Le Midrache(3) citant le texte(4) :
“Voici comment Aharone entrera dans le sanctuaire“, rapporte : C’est bien ce que le texte exprime(5) :
“De David. Le Seigneur est ma lumière et mon salut : de qui aurais-je peur? Rabbi Èl’âzar applique ce verset [au passage de] la mer [Rouge]. [Il est] Ma lumière dans la mer, tel qu’il est dit(6) :
“Il éclaira la nuit… [Il est] Mon salut ainsi qu’il est dit(7) :
“Attendez, et vous serez témoins de l’assistance que l’Ét’ernel vous procurera en ce jour!“. De qui aurais-je peur? Ainsi qu’il est écrit :
“Mochè répondit au peuple : “Soyez sans crainte!“
[David poursuit](8) :
“Le Seigneur est le rempart qui protège ma vie“. Ainsi que le texte l’exprime(9) :
“Il est ma force et ma gloire, l’Ét’ernel!“.
“Qui redouterais-je?“, comme le précise le texte(10) :
“Sur eux pèse l’anxiété, l’épouvante“.
[David poursuit](11) :
“Quand les malfaiteurs m’approchent“, il s’agit de Parô(12) :
“Comme Parô approchait“.
“Pour dévorer ma chair” tel qu’il est dit(13) :
“Il disait l’ennemi : “Courons, atteignons, partageons le butin.”
Rabbi Chémouèl, fils de Nahmane, dit : [Parô] l’impie ne disparaîtra pas du monde avant qu’il n’ait exprimé de sa propre bouche son verdict.
“Il disait l’ennemi : “Courons, atteignons… que ma main les hérite.Torichèm, n’est point mentionné mais Tourichèmo, autrement dit que je leur laisse en héritage ma richesse et ma gloire.
[David poursuit](14) :
“Mes adversaires et mes ennemis qui me guettent ce sont eux qui bronchent et tombent” tel qu’il est dit(15) :
“Il précipita Parô et son armée dans les flots.” À partir de là, Israël dit(16) :
“Qu’une armée prenne position contre moi“, il s’agit de l’armée égyptienne.
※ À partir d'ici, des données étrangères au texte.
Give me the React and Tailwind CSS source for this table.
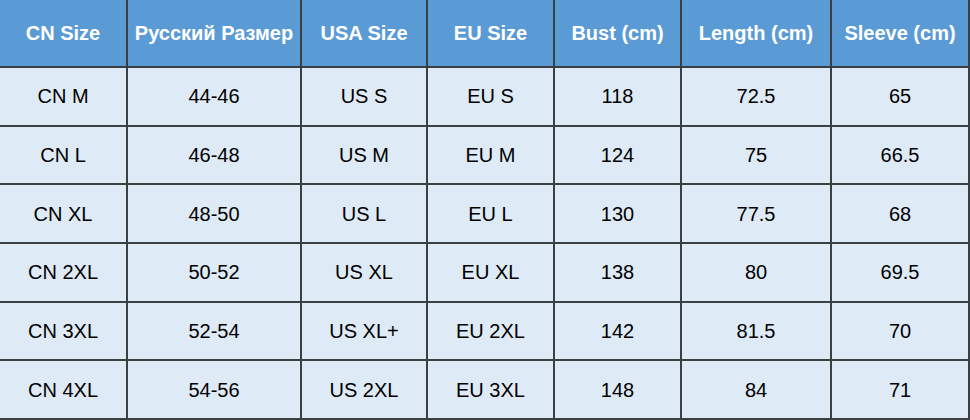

“Mon coeur n’éprouve aucune crainte, quand bien même la guerre, livrée par les Égyptiens, fasse rage contre moi,
Je garde ma confiance en Ta promesse, tel qu’il est dit(17) :
“L’Ét’ernel combattra pour vous.“ Midrache surprenant! Partant des dispositions permettant à Aharone de pénétrer au Sanctuaire, il débouche sur celles que doit adopter Israël pour vaincre ses ennemis.
Est-ce un lien artificiel qui inspire le midrache? L’emploi de bé-zot, voici comment, se retrouvant dans les paroles de David, bé-zot ani botèah, je garde ma confiance en Ta promesse, lui permet, sans doute, de faire une telle extrapolation.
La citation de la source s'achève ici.